Replica management in Elasticsearch - Time & Space Complexity
When Elasticsearch manages replicas, it copies data to multiple nodes to keep it safe and fast.
We want to understand how the time to update replicas grows as we add more data or replicas.
Analyze the time complexity of the following Elasticsearch replica update process.
POST /my_index/_doc/1?refresh=true
{
"field": "value"
}
// Elasticsearch writes to primary shard
// Then sends update to each replica shard
// Waits for all replicas to confirm
This snippet shows indexing a document, which updates the primary shard and then all replicas.

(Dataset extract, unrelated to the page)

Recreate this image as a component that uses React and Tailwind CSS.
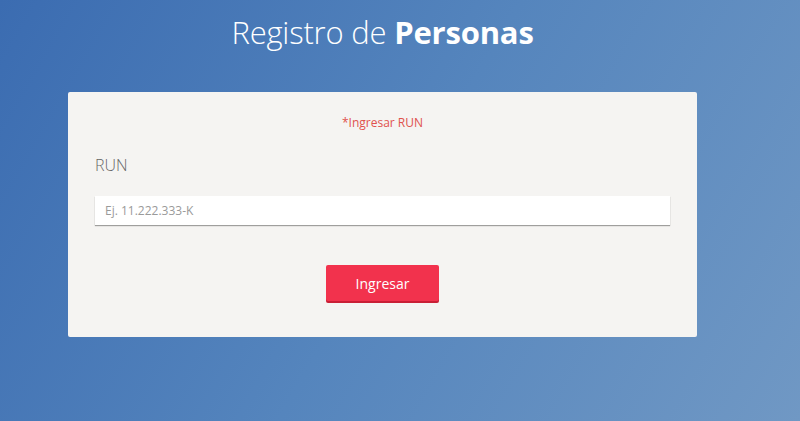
import React from "react";

export default function App() {
  return (
    <div className="min-h-screen h-[421px] w-full overflow-hidden bg-[linear-gradient(120deg,#3b6cb1_0%,#5585bd_50%,#7098c4_100%)] font-['Open_Sans',sans-serif]">
      <div className="w-[765px] flex flex-col items-center">
        <h1 className="mt-[11px] text-[31px] leading-[42px] text-white font-light tracking-[-0.2px]">
          Registro de <span className="font-bold">Personas</span>
        </h1>

        {/* Card */}
        <div className="mt-[39px] w-[629px] h-[245px] bg-[#f5f4f2] rounded-[2px] px-[27px] pt-[22px]">
          <p className="text-center text-[12px] leading-[17px] text-[#e0524e]">*Ingresar RUN</p>

          <label className="block mt-[23px] text-[16px] leading-[22px] font-light text-[#666666]">RUN</label>

          <input
            type="text"
            placeholder="Ej. 11.222.333-K"
            className="mt-[20px] block w-full h-[29px] bg-white px-[10px] text-[12px] text-[#444] placeholder:text-[#9a9a9a] outline-none shadow-[0_1px_1px_rgba(0,0,0,0.35)]"
          />

          <div className="mt-[40px] flex justify-center">
            <button className="w-[113px] h-[36px] bg-[#f2324d] text-white text-[14px] rounded-[2px] shadow-[0_2px_0_#c91f36]">
              Ingresar
            </button>
          </div>
        </div>
      </div>
    </div>
  );
}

Look at what repeats when updating replicas.
- Primary operation: Sending update to each replica shard.
- How many times: Once for each replica configured for the index.

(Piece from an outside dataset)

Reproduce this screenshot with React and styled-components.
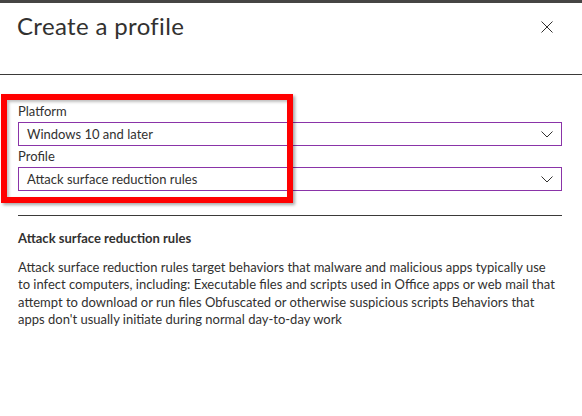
import React from "react";
import styled, { createGlobalStyle } from "styled-components";

const Global = createGlobalStyle`
  html, body { margin: 0; padding: 0; background: #fff; }
  body { font-family: "Segoe UI", Lato, "Noto Sans", sans-serif; color: #323130; }
  * { box-sizing: border-box; }
`;

const Panel = styled.div`
  position: relative;
  width: 582px;
  height: 416px;
  display: flex;
  flex-direction: column;
  background: #fff;
  overflow: hidden;
`;

const TopBar = styled.div`
  height: 3px;
  background: #464544;
  flex: none;
`;

const Header = styled.header`
  height: 72px;
  flex: none;
  display: flex;
  align-items: flex-start;
  justify-content: space-between;
  padding: 8px 29px 0 17px;
  border-bottom: 1px solid #3b3a39;
`;

const Title = styled.h1`
  margin: 0;
  font-size: 24px;
  line-height: 30px;
  letter-spacing: 0.35px;
  font-weight: 400;
  color: #323130;
`;

const CloseButton = styled.button`
  border: 0;
  background: none;
  padding: 0;
  margin-top: 10px;
  width: 12px;
  height: 12px;
  display: flex;
  cursor: pointer;
`;

const Body = styled.div`
  padding: 26px 20px 0 18px;
  display: flex;
  flex-direction: column;
`;

const Label = styled.label`
  font-size: 13px;
  line-height: 21px;
  color: #323130;
`;

const Dropdown = styled.div`
  height: 24px;
  border: 1px solid #8a34a8;
  display: flex;
  align-items: center;
  justify-content: space-between;
  padding: 0 8px 0 8px;
  font-size: 13px;
  color: #323130;
`;

const Divider = styled.hr`
  margin: 24px 0 0;
  border: 0;
  border-top: 1px solid #3b3a39;
`;

const Heading = styled.h2`
  margin: 12px 0 0;
  font-size: 13px;
  line-height: 20px;
  font-weight: 700;
  color: #323130;
`;

const Paragraph = styled.p`
  margin: 11px 0 0;
  font-size: 13px;
  line-height: 17.33px;
  color: #323130;
`;

const Line = styled.span`
  display: block;
  white-space: nowrap;
`;

const Highlight = styled.div`
  position: absolute;
  left: 1px;
  top: 94px;
  width: 292px;
  height: 109px;
  border: 6px solid #ff0000;
  box-shadow: 2px 2px 3px rgba(0, 0, 0, 0.35), inset 2px 2px 3px rgba(0, 0, 0, 0.25);
  pointer-events: none;
`;

const Chevron = () => (
  <svg width="12" height="7" viewBox="0 0 12 7" fill="none">
    <polyline points="0.5,0.5 6,6 11.5,0.5" stroke="#323130" strokeWidth="1" />
  </svg>
);

const CloseIcon = () => (
  <svg width="12" height="12" viewBox="0 0 12 12" fill="none">
    <path d="M0.5 0.5 L11.5 11.5 M11.5 0.5 L0.5 11.5" stroke="#323130" strokeWidth="1" />
  </svg>
);

const description = [
  "Attack surface reduction rules target behaviors that malware and malicious apps typically use",
  "to infect computers, including: Executable files and scripts used in Office apps or web mail that",
  "attempt to download or run files Obfuscated or otherwise suspicious scripts Behaviors that",
  "apps don't usually initiate during normal day-to-day work",
];

export default function App() {
  return (
    <>
      <Global />
      <Panel>
        <TopBar />
        <Header>
          <Title>Create a profile</Title>
          <CloseButton aria-label="Close">
            <CloseIcon />
          </CloseButton>
        </Header>
        <Body>
          <Label>Platform</Label>
          <Dropdown>
            <span>Windows 10 and later</span>
            <Chevron />
          </Dropdown>
          <Label>Profile</Label>
          <Dropdown>
            <span>Attack surface reduction rules</span>
            <Chevron />
          </Dropdown>
          <Divider />
          <Heading>Attack surface reduction rules</Heading>
          <Paragraph>
            {description.map((line) => (
              <Line key={line}>{line}</Line>
            ))}
          </Paragraph>
        </Body>
        <Highlight />
      </Panel>
    </>
  );
}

As you add more replicas, the update must be sent more times.
| Number of Replicas | Approx. Operations |
|---|---|
| 1 | 2 (primary + 1 replica) |
| 3 | 4 (primary + 3 replicas) |
| 5 | 6 (primary + 5 replicas) |
Pattern observation: Operations grow linearly with the number of replicas.
Time Complexity: O(r)
This means the time to update grows directly with the number of replicas.

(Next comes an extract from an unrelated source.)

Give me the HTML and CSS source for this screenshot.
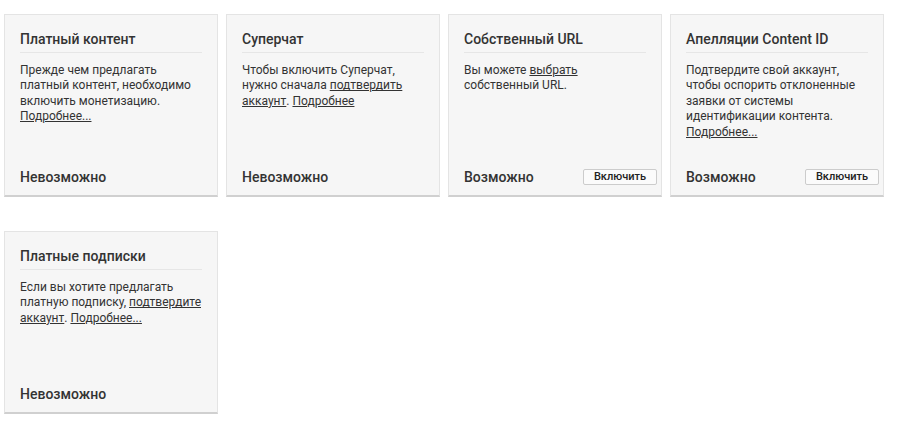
FILE: index.html
```html
<!DOCTYPE html>
<html lang="ru">
<head>
<meta charset="utf-8">
<link rel="stylesheet" href="styles.css">
</head>
<body>
<div class="grid">
  <div class="card">
    <div class="card-title">Платный контент</div>
    <div class="card-body">Прежде чем предлагать платный контент, необходимо включить монетизацию. <a href="#">Подробнее...</a></div>
    <div class="card-footer"><span class="status">Невозможно</span></div>
  </div>
  <div class="card">
    <div class="card-title">Суперчат</div>
    <div class="card-body">Чтобы включить Суперчат, нужно сначала <a href="#">подтвердить аккаунт</a>. <a href="#">Подробнее</a></div>
    <div class="card-footer"><span class="status">Невозможно</span></div>
  </div>
  <div class="card">
    <div class="card-title">Собственный URL</div>
    <div class="card-body">Вы можете <a href="#">выбрать</a> собственный URL.</div>
    <div class="card-footer"><span class="status">Возможно</span><button class="btn">Включить</button></div>
  </div>
  <div class="card">
    <div class="card-title">Апелляции Content ID</div>
    <div class="card-body">Подтвердите свой аккаунт, чтобы оспорить отклоненные заявки от системы идентификации контента. <a href="#">Подробнее...</a></div>
    <div class="card-footer"><span class="status">Возможно</span><button class="btn">Включить</button></div>
  </div>
  <div class="card">
    <div class="card-title">Платные подписки</div>
    <div class="card-body">Если вы хотите предлагать платную подписку, <a href="#">подтвердите аккаунт</a>. <a href="#">Подробнее...</a></div>
    <div class="card-footer"><span class="status">Невозможно</span></div>
  </div>
</div>
</body>
</html>
```
FILE: styles.css
```css
html, body {
  margin: 0;
  padding: 0;
  background: #ffffff;
  font-family: Roboto, "Liberation Sans", Arial, sans-serif;
  color: #333333;
}

.grid {
  display: grid;
  grid-template-columns: repeat(4, 214px);
  column-gap: 8px;
  row-gap: 34px;
  padding: 14px 0 0 4px;
}

.card {
  box-sizing: border-box;
  height: 183px;
  background: #f6f6f6;
  border: 1px solid #e4e4e4;
  border-bottom: 2px solid #d0d0d0;
  display: flex;
  flex-direction: column;
}

.card-title {
  margin: 15px 15px 0;
  padding-bottom: 4px;
  border-bottom: 1px solid #e6e6e6;
  font-size: 14px;
  line-height: 18px;
  font-weight: 500;
  color: #333333;
}

.card-body {
  margin: 10px 15px 0;
  font-size: 12px;
  line-height: 15.4px;
  color: #333333;
}

.card-body a {
  color: #333333;
  text-decoration: underline;
}

.card-footer {
  margin-top: auto;
  padding: 0 4px 9px 15px;
  display: flex;
  align-items: center;
  justify-content: space-between;
  height: 18px;
}

.status {
  font-size: 14px;
  line-height: 18px;
  font-weight: 500;
  color: #333333;
}

.btn {
  box-sizing: border-box;
  width: 74px;
  height: 16px;
  padding: 0;
  background: #fbfbfb;
  border: 1px solid #cccccc;
  border-radius: 2px;
  font-family: Roboto, "Liberation Sans", Arial, sans-serif;
  font-size: 11px;
  line-height: 14px;
  font-weight: 500;
  color: #222222;
}
```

[X] Wrong: "Adding replicas does not affect update time because updates happen in parallel."
[OK] Correct: Even if updates are parallel, the system waits for all replicas to confirm, so more replicas mean more waiting time overall.
Understanding how replica count affects update time helps you explain trade-offs between data safety and speed in real systems.
"What if Elasticsearch used asynchronous replica updates without waiting for confirmation? How would the time complexity change?"